Children often sense this immediately. They may feel responsible for soothing the parent, reassuring them, or minimizing their own hurt to restore equilibrium. That dynamic quietly reverses roles. Sometimes it shows up as a child rushing to say “It’s okay” before the parent finishes apologizing.
Relational repair is different. It centers the child’s experience in a way that doesn’t pull them into managing the adult’s emotional needs, acknowledging impact while leaving forgiveness optional and response unforced. This is where apology actually lives. In the way a parent shows up afterward.
What Children Learn When Parents Apologize
When an apology arrives without urgency or self-justification, children begin to notice something shift. They learn that authority can exist alongside accountability, that strength doesn’t depend on denial, and that relationships are shaped not only by hierarchy but by mutual recognition.
In the process, children absorb the sense that their feelings aren’t excessive or inconvenient, and that connection is resilient enough to stay present through disagreement.

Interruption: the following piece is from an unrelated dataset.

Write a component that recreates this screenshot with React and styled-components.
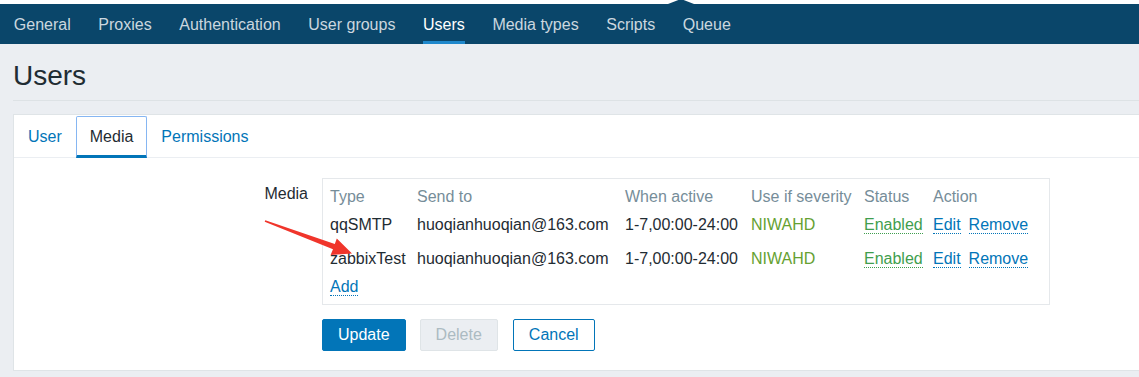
import React from "react";
import styled, { createGlobalStyle } from "styled-components";

const Global = createGlobalStyle`
  html, body { margin: 0; padding: 0; }
  body {
    background: #ebeef2;
    font-family: "Liberation Sans", Arial, sans-serif;
    font-size: 16px;
    color: #1f2c33;
    overflow: hidden;
  }
`;

const Top = styled.header`
  background: #ffffff;
  padding-top: 4px;
`;

const Nav = styled.nav`
  position: relative;
  display: flex;
  height: 40px;
  background: #0a466a;
  &::before {
    content: "";
    position: absolute;
    left: 668px;
    top: -5px;
    border-left: 13px solid transparent;
    border-right: 13px solid transparent;
    border-bottom: 5px solid #0a466a;
  }
`;

const NavItem = styled.a`
  position: relative;
  padding: 1px 13.8px 0;
  line-height: 40px;
  color: ${(p) => (p.$active ? "#ffffff" : "rgba(240,243,246,0.85)")};
  text-decoration: none;
  &::after {
    content: "";
    display: ${(p) => (p.$active ? "block" : "none")};
    position: absolute;
    left: 13.8px;
    right: 13.8px;
    bottom: 0;
    height: 3px;
    background: #1f88cc;
  }
`;

const HeaderBar = styled.div`
  display: flex;
  align-items: center;
  height: 57px;
  padding-top: 7px;
  box-sizing: border-box;
  margin-left: 13px;
  border-bottom: 1px solid #dde2e5;
`;

const Title = styled.h1`
  margin: 0;
  font-weight: normal;
  font-size: 28px;
  color: #1f2c33;
`;

const Panel = styled.section`
  position: relative;
  margin: 13px 0 0 13px;
  background: #ffffff;
  border: 1px solid #dfe4e7;
  border-right: none;
  box-sizing: border-box;
`;

const TabList = styled.div`
  display: flex;
  height: 43px;
  padding-top: 1px;
  box-sizing: border-box;
  border-bottom: 1px solid #ebeef2;
`;

const Tab = styled.a`
  position: relative;
  display: flex;
  align-items: center;
  padding: 0 14px;
  color: ${(p) => (p.$active ? "#1f2c33" : "#0275b8")};
  text-decoration: none;
  box-sizing: border-box;
  ${(p) =>
    p.$active &&
    `
    border: 1px solid #86b6f2;
    border-bottom: 3px solid #0275b8;
    border-radius: 2px 2px 0 0;
    padding: 2px 13px 0;
    margin-bottom: -1px;
  `}
`;

const FormBody = styled.div`
  padding: 20px 0 19px 0;
`;

const FormRow = styled.div`
  display: grid;
  grid-template-columns: 294px 728px;
  column-gap: 14px;
  align-items: start;
`;

const Label = styled.div`
  text-align: right;
  padding-top: 7px;
`;

const TableBox = styled.div`
  border: 1px solid #e5e8eb;
  padding: 4px 0 8px 7px;
`;

const Table = styled.table`
  border-collapse: collapse;
  table-layout: fixed;
  width: 100%;
  line-height: 18px;
`;

const Th = styled.th`
  text-align: left;
  font-weight: normal;
  color: #768d99;
  padding: 5px 0 0;
  height: 23px;
  vertical-align: top;
  white-space: nowrap;
`;

const Td = styled.td`
  padding: 5px 0 0;
  height: ${(p) => p.$h}px;
  vertical-align: top;
  white-space: nowrap;
  box-sizing: border-box;
`;

const Severity = styled.span`
  color: #66a131;
`;

const LinkBtn = styled.a`
  color: ${(p) => (p.$green ? "#3f9e4e" : "#0275b8")};
  border-bottom: 1px dotted ${(p) => (p.$green ? "#3f9e4e" : "#0275b8")};
  text-decoration: none;
  margin-right: ${(p) => (p.$gap ? 8 : 0)}px;
`;

const Buttons = styled.div`
  display: flex;
  gap: 14px;
  margin: 14px 0 0 308px;
`;

const Button = styled.button`
  height: 32px;
  padding: 0 15px;
  font-family: inherit;
  font-size: 16px;
  border-radius: 2px;
  border: 1px solid;
  cursor: pointer;
  ${(p) =>
    p.$variant === "primary"
      ? `background:#0275b8;border-color:#0275b8;color:#ffffff;`
      : p.$variant === "disabled"
      ? `background:#ebeef2;border-color:#dfe4e7;color:#acbbc2;`
      : `background:#ffffff;border-color:#0275b8;color:#0275b8;margin-left:1px;`}
`;

const ArrowSvg = styled.svg`
  position: absolute;
  left: 236px;
  top: 95px;
  pointer-events: none;
`;

const rows = [
  { type: "qqSMTP", h: 34 },
  { type: "zabbixTest", h: 28 },
];

const navItems = [
  "General",
  "Proxies",
  "Authentication",
  "User groups",
  "Users",
  "Media types",
  "Scripts",
  "Queue",
];

// arrow in page coords; svg origin sits at page (250,210)
const ARROW = [
  [265.3, 220.3],
  [334.8, 244.0],
  [336.8, 238.6],
  [352, 253.5],
  [330.6, 255.0],
  [333.0, 249.2],
  [264.7, 221.7],
]
  .map(([x, y]) => `${x - 250},${y - 210}`)
  .join(" ");

export default function App() {
  return (
    <>
      <Global />
      <Top>
        <Nav>
          {navItems.map((n) => (
            <NavItem key={n} $active={n === "Users"}>
              {n}
            </NavItem>
          ))}
        </Nav>
      </Top>
      <HeaderBar>
        <Title>Users</Title>
      </HeaderBar>
      <Panel>
        <TabList>
          <Tab>User</Tab>
          <Tab $active>Media</Tab>
          <Tab>Permissions</Tab>
        </TabList>
        <FormBody>
          <FormRow>
            <Label>Media</Label>
            <TableBox>
              <Table>
                <colgroup>
                  <col style={{ width: 87 }} />
                  <col style={{ width: 208 }} />
                  <col style={{ width: 126 }} />
                  <col style={{ width: 113 }} />
                  <col style={{ width: 69 }} />
                  <col />
                </colgroup>
                <thead>
                  <tr>
                    <Th>Type</Th>
                    <Th>Send to</Th>
                    <Th>When active</Th>
                    <Th>Use if severity</Th>
                    <Th>Status</Th>
                    <Th>Action</Th>
                  </tr>
                </thead>
                <tbody>
                  {rows.map((r) => (
                    <tr key={r.type}>
                      <Td $h={r.h}>{r.type}</Td>
                      <Td $h={r.h}>huoqianhuoqian@163.com</Td>
                      <Td $h={r.h}>1-7,00:00-24:00</Td>
                      <Td $h={r.h}>
                        <Severity>NIWAHD</Severity>
                      </Td>
                      <Td $h={r.h}>
                        <LinkBtn $green>Enabled</LinkBtn>
                      </Td>
                      <Td $h={r.h}>
                        <LinkBtn $gap>Edit</LinkBtn>
                        <LinkBtn>Remove</LinkBtn>
                      </Td>
                    </tr>
                  ))}
                  <tr>
                    <Td $h={23} colSpan={6}>
                      <LinkBtn>Add</LinkBtn>
                    </Td>
                  </tr>
                </tbody>
              </Table>
            </TableBox>
          </FormRow>
          <Buttons>
            <Button $variant="primary">Update</Button>
            <Button $variant="disabled">Delete</Button>
            <Button>Cancel</Button>
          </Buttons>
        </FormBody>
        <ArrowSvg width="120" height="60" viewBox="0 0 120 60">
          <polygon points={ARROW} fill="#f0352b" />
        </ArrowSvg>
      </Panel>
    </>
  );
}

These lessons shape how children relate to peers, partners, and eventually their own children.
Repair enters their relational vocabulary through lived experience, shaped by how connection is restored again and again, not through instruction.
When Apology Feels Harder Than It “Should”

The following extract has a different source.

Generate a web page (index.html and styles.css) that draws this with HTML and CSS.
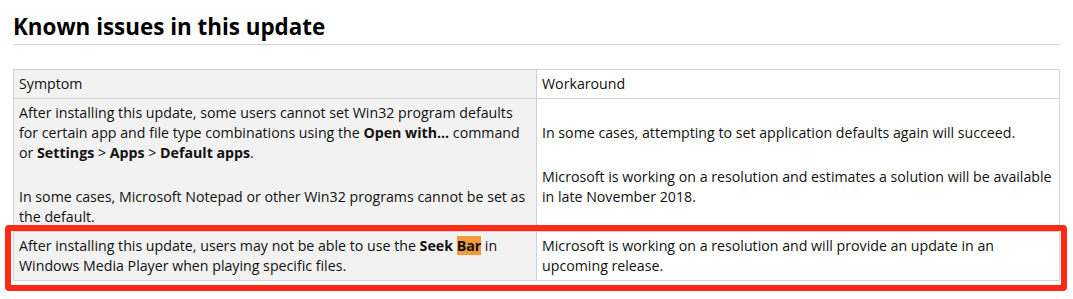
FILE: index.html
```html
<!DOCTYPE html>
<html>
<head>
<meta charset="utf-8">
<link rel="stylesheet" href="styles.css">
</head>
<body>
<div class="page">
  <h2 class="title">Known issues in this update</h2>
  <div class="table-wrap">
    <table class="issues">
      <tr>
        <td class="sym">Symptom</td>
        <td class="work">Workaround</td>
      </tr>
      <tr>
        <td class="sym">
          <p>After installing this update, some users cannot set Win32 program defaults for certain app and file type combinations using the <b>Open with...</b> command or <b>Settings</b> &gt; <b>Apps</b> &gt; <b>Default apps</b>.</p>
          <p>In some cases, Microsoft Notepad or other Win32 programs cannot be set as the default.</p>
        </td>
        <td class="work mid">
          <p>In some cases, attempting to set application defaults again will succeed.</p>
          <p>Microsoft is working on a resolution and estimates a solution will be available in late November 2018.</p>
        </td>
      </tr>
      <tr>
        <td class="sym">After installing this update, users may not be able to use the <b>Seek <span class="hl">Bar</span></b> in Windows Media Player when playing specific files.</td>
        <td class="work">Microsoft is working on a resolution and will provide an update in an upcoming release.</td>
      </tr>
    </table>
    <div class="mark"></div>
  </div>
</div>
</body>
</html>
```
FILE: styles.css
```css
html, body {
  margin: 0;
  padding: 0;
  background: #fff;
}
.page {
  padding: 0 13px 20px;
  min-height: 279px;
  font-family: "Open Sans", "Noto Sans", sans-serif;
  color: #111;
}
.title {
  margin: 0;
  padding-top: 13px;
  font-size: 22.4px;
  line-height: 28px;
  font-weight: 700;
  color: #000;
  border-bottom: 1px solid #d4d4d4;
  padding-bottom: 3px;
}
.table-wrap {
  position: relative;
  margin-top: 24px;
}
.issues {
  width: 100%;
  border-collapse: collapse;
  table-layout: fixed;
  font-size: 14.2px;
  line-height: 20px;
}
.issues td {
  border: 1px solid #d3d3d3;
  padding: 4px 5px;
  vertical-align: top;
  width: 50%;
}
.issues td.sym {
  background: #f2f2f2;
}
.issues td.work {
  background: #fff;
}
.issues td.mid {
  vertical-align: middle;
}
.issues p {
  margin: 0;
}
.issues p + p {
  margin-top: 24px;
}
.hl {
  background: #f29a3c;
}
.mark {
  position: absolute;
  left: -8px;
  right: -7px;
  bottom: -10px;
  height: 54px;
  border: 6px solid #fc2a14;
  border-radius: 4px;
}
```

Even when parents understand the value of apologizing on an intellectual level, they may notice resistance showing up elsewhere.
Words become harder to access. Defensiveness surfaces. Shame appears without warning. These reactions offer information about what the body is holding, often before the mind has caught up. Difficulty apologizing often points to unresolved experiences around blame, power, or safety.
In those cases, the focus shifts toward understanding why apology feels threatening in the first place. Gentle support and reflection can gradually soften that resistance. Repair often begins the moment a parent notices they’re stuck and pauses instead of pushing through. Noticing moments of resistance and becoming curious about their source often matters more than having everything resolved.

Repair as an Ongoing Pattern
No single apology repairs everything. What children learn to trust is the pattern an apology lives inside.
They notice how often repair follows, how it settles into everyday life, and whether accountability feels consistent or conditional. In time, that rhythm becomes familiar enough to feel like the relationship itself.
Apologizing to children plays a quiet role in how they learn what relationships can hold, especially when imperfection shows up. Parenthood guarantees rupture. Repair is what some parents slowly discover they are capable of, often later than they expect.
Long after the details of specific moments fade, what stays with children is the sense that connection can return, even after it has been broken.